せっかく入社した新人をふるい落とすような「ブラック研修」が問題視される中、若手社員の定着を図る手厚い研修を行う会社が増えているという。21日の「おはよう日本」(NHK)では、ある会社の新入社員研修の様子を紹介していた。
全国展開するメガネチェーンのOWNDAYS(オンデーズ)には、自分の上司を選ぶ「選挙制度」がある。店長やエリアマネージャーを選挙で決めており、投票には新人も参加できる。これにより自分自身の将来像を描いてもらい、やる気を引き出しているという。
費用はかかるが「辞める人が少なくなれば割に合う」
同社はかつて経営危機に陥り、社員の半分が退職。そこで若手社員にとどまってもらおうと、選挙の制度を取り入れた。立候補した社員は研修中の新人のもとを訪れて投票を呼び掛け、その場で新人からキャリアに対する質問にも答えていた。

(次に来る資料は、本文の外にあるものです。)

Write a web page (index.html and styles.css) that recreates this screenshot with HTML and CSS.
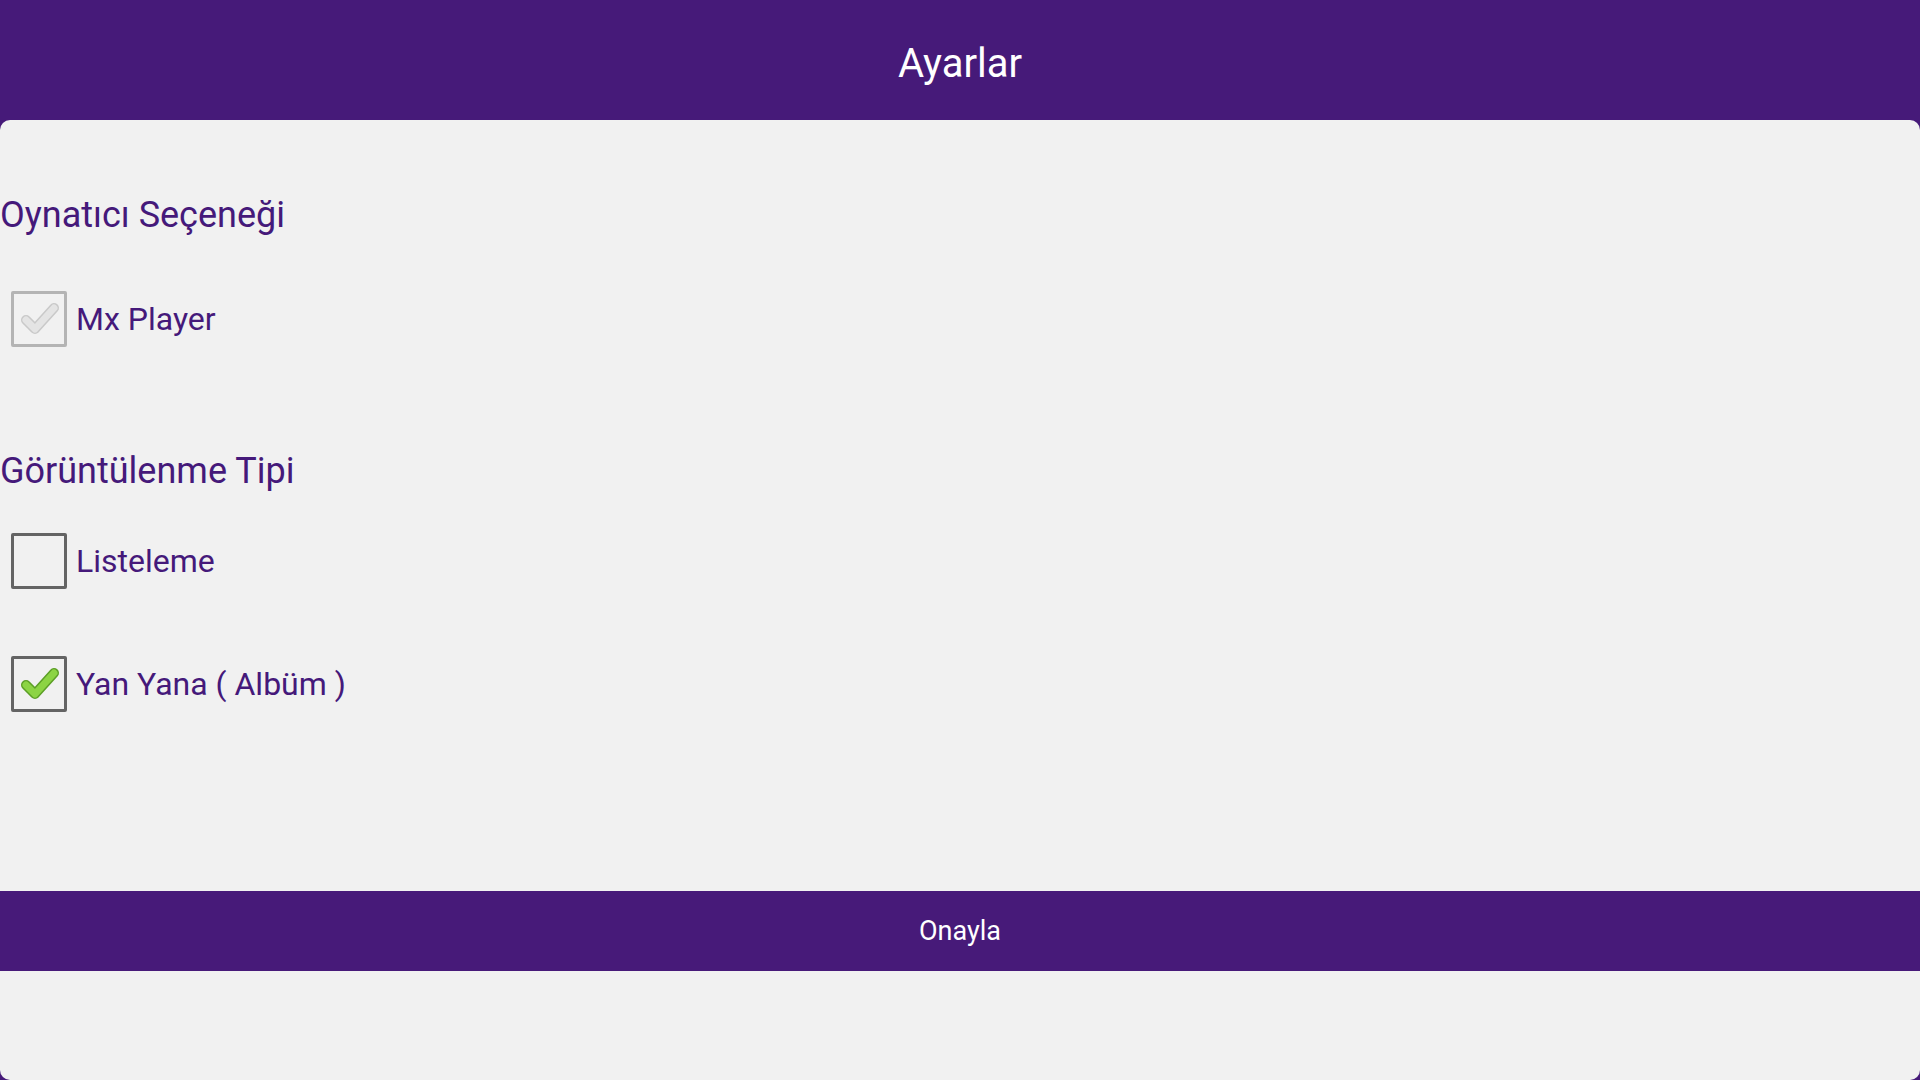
FILE: index.html
```html
<!DOCTYPE html>
<html lang="tr">
  <head>
    <meta charset="UTF-8" />
    <meta name="viewport" content="width=device-width, initial-scale=1.0" />
    <title>Ayarlar</title>
    <link rel="stylesheet" href="styles.css">
  </head>
  <body>
    <div class="header">
      <h1>Ayarlar</h1>
    </div>

    <div class="settings">
      <h2 class="section-title first">Oynatıcı Seçeneği</h2>
      <div class="option">
        <span class="box disabled">
          <svg viewBox="0 0 56 56" width="56" height="56">
            <path d="M15 29 L24 38 L43 17" class="check-edge gray-edge" />
            <path d="M15 29 L24 38 L43 17" class="check-fill gray-fill" />
          </svg>
        </span>
        <span class="label">Mx Player</span>
      </div>

      <h2 class="section-title second">Görüntülenme Tipi</h2>
      <div class="option">
        <span class="box"></span>
        <span class="label">Listeleme</span>
      </div>
      <div class="option last">
        <span class="box">
          <svg viewBox="0 0 56 56" width="56" height="56">
            <path d="M15 29 L24 38 L43 17" class="check-edge green-edge" />
            <path d="M15 29 L24 38 L43 17" class="check-fill green-fill" />
          </svg>
        </span>
        <span class="label">Yan Yana ( Albüm )</span>
      </div>

      <button class="confirm" type="button">Onayla</button>
    </div>
  </body>
</html>
```

FILE: styles.css
```css
* {
  margin: 0;
  padding: 0;
  box-sizing: border-box;
  font-family: Roboto, "Noto Sans", Arial, sans-serif;
}

body {
  background-color: #461a79;
  width: 1920px;
  height: 1080px;
  overflow: hidden;
  display: flex;
  flex-direction: column;
}

/* Header */
.header {
  height: 120px;
  padding-top: 8px;
  display: flex;
  align-items: center;
  justify-content: center;
}

.header h1 {
  color: #ffffff;
  font-size: 40px;
  font-weight: normal;
  line-height: 48px;
}

/* Settings panel */
.settings {
  flex: 1;
  background: #f1f1f1;
  border-radius: 10px;
  padding-top: 72px;
  display: flex;
  flex-direction: column;
}

.section-title {
  color: #45197a;
  font-size: 36px;
  font-weight: normal;
  line-height: 46px;
}

.section-title.second {
  margin-top: 101px;
}

.option {
  display: flex;
  align-items: center;
  gap: 9px;
  height: 56px;
  padding-left: 11px;
  margin-top: 53px;
}

.section-title.second + .option {
  margin-top: 39px;
}

.option.last {
  margin-top: 67px;
}

.label {
  color: #45197a;
  font-size: 32px;
}

/* Checkbox */
.box {
  width: 56px;
  height: 56px;
  border: 3px solid #646464;
  border-radius: 2px;
  position: relative;
  flex-shrink: 0;
}

.box.disabled {
  border-color: #b4b4b4;
}

.box svg {
  position: absolute;
  left: -3px;
  top: -3px;
}

.check-edge,
.check-fill {
  fill: none;
  stroke-linecap: round;
  stroke-linejoin: round;
}

.check-edge {
  stroke-width: 10;
}

.check-fill {
  stroke-width: 7;
}

.gray-edge {
  stroke: #c9c9c9;
}

.gray-fill {
  stroke: #e4e4e4;
}

.green-edge {
  stroke: #5c9f26;
}

.green-fill {
  stroke: #8cd444;
}

/* Confirm button */
.confirm {
  margin-top: 179px;
  height: 80px;
  border: none;
  background-color: #471a79;
  color: #ffffff;
  font-size: 27px;
  cursor: pointer;
}
```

選挙結果が発表されるステージには光の演出が用いられるなど、一種のショーのよう。選挙戦を見ていた新人からは「舞台にあがった方々を見て、自分もこういった形になりたいと心から思えた。本当にずっとここで頑張りたい」という声があがっていた。
実際、この制度を導入してから新人の離職率が5%にまで減少。社長の田中修治氏は、入社当初のケアの重要性を強調した。
「その会社に長く勤めるか、それともすぐ辞めてしまうかは、会社に入って最初にどういう体験をするかがすごく大事なのではないか。入り口で自分の会社の良さを知ってもらって仕事にプライドを持てれば、その後長く続けていける」
スタジオからは「企業にとって負担になっていないか?」との声があがったが、解説を行った社会部記者によると、この会社が退職者の補充に人材紹介会社へ1人当たり100万円を支払っていたことを考えると「辞める人が少なくなれば、あれほどのイベントを行っても割に合う」ということだ。
背景に「第二新卒の転職市場」の活性化あり
各社が新人研修に力を入れる背景には、退職3年以内の「第二新卒」が売り手市場になっていることが関係している。3年以内の大卒離職率は、2009年卒の28.8%から、2011年卒には32.4%にまで増え、景気の回復で「今後さらに増える見通し」だという。
あわせて、「第二新卒向けの転職説明会」は盛況。説明会主催会社の担当者は「完全に売り手市場。争奪戦が非常に激しい競争になっている」と語る。転職市場が活性化すれば、辞めても怖くないと考える若手社員が増える。
このような流れの中で「新入社員をつなぎ止めよう」と、新入社員研修も進化してきているようだ。番組内でも民間のシンクタンクの調査結果として「企業が研修にかける費用は増加傾向」と紹介していた。